EE Systems Seminar
BIO: Iñaki Esnaola is a Lecturer (Assistant Professor) in the Department of Automatic Control and Systems Engineering at the University of Sheffield, UK, and a Visiting Research Collaborator in the Department of Electrical Engineering at Princeton University, NJ. He received his MSc in Electrical Engineering from the University of Navarra, Spain in 2006 and a PhD in Electrical Engineering from the University of Delaware, Newark, DE in 2011. He is currently a Lecturer in the Department of Automatic Control and Systems Engineering at The University of Sheffield, and a Visiting Research Collaborator in the Department of Electrical Engineering at Princeton University, NJ. In 2010-2011 he was a Research Intern at Bell Laboratories, Alcatel-Lucent, Holmdel, NJ, and in 2011-2013 he was a Postdoctoral Research Associate at Princeton University. His research interests include information theory and communication theory with an emphasis on the application to electricity grid problems.
Abstract:
The smart grid paradigm is founded on the integration of existing power grids with advanced sensing and communication infrastructure. While the benefits provided by this setting are crucial for the future development of power grids, it also increases the dependency on system monitoring procedures and opens the door to security threats. In this talk, we first address the privacy problem posed by the installation of smart meters at the consumer level.

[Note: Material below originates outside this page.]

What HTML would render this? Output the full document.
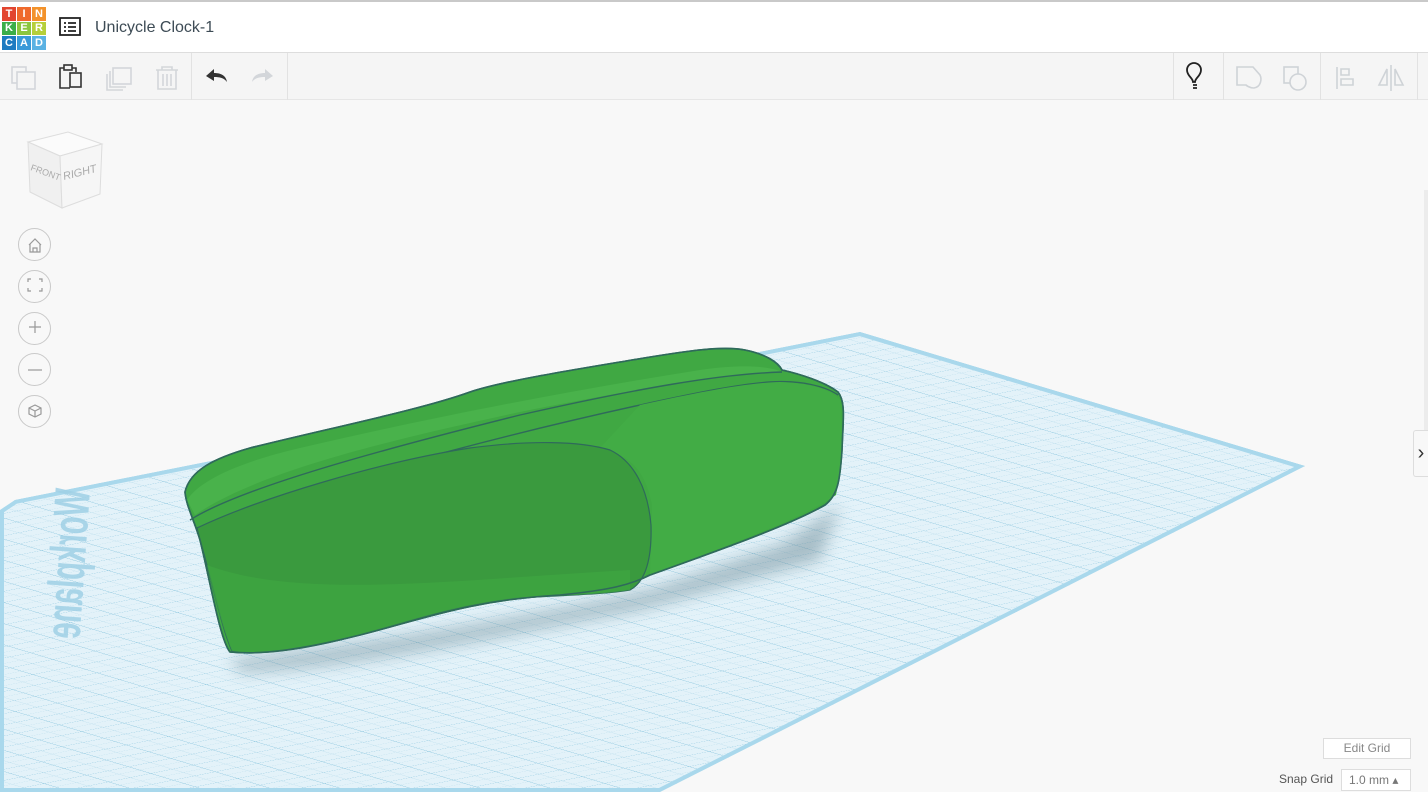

Information theoretic tools provide quantifiable privacy guarantees for power consumption profiles modelled as memoryless random processes but have not yet been successfully used in realistic settings with complex consumption profiles. We propose privacy guarantees for a wide range of random processes based on non-probabilistic permuting channel models for the system. In the second part of the talk we shift our attention to the state estimation problem at the transmission level. One of the main contingencies faced by state estimation procedures is intentionally corrupted data by a malicious attacker. We overview recent results and introduce new information-theoretic attacks that minimize the amount of information obtained by the operator from the grid and the probability of attack detection.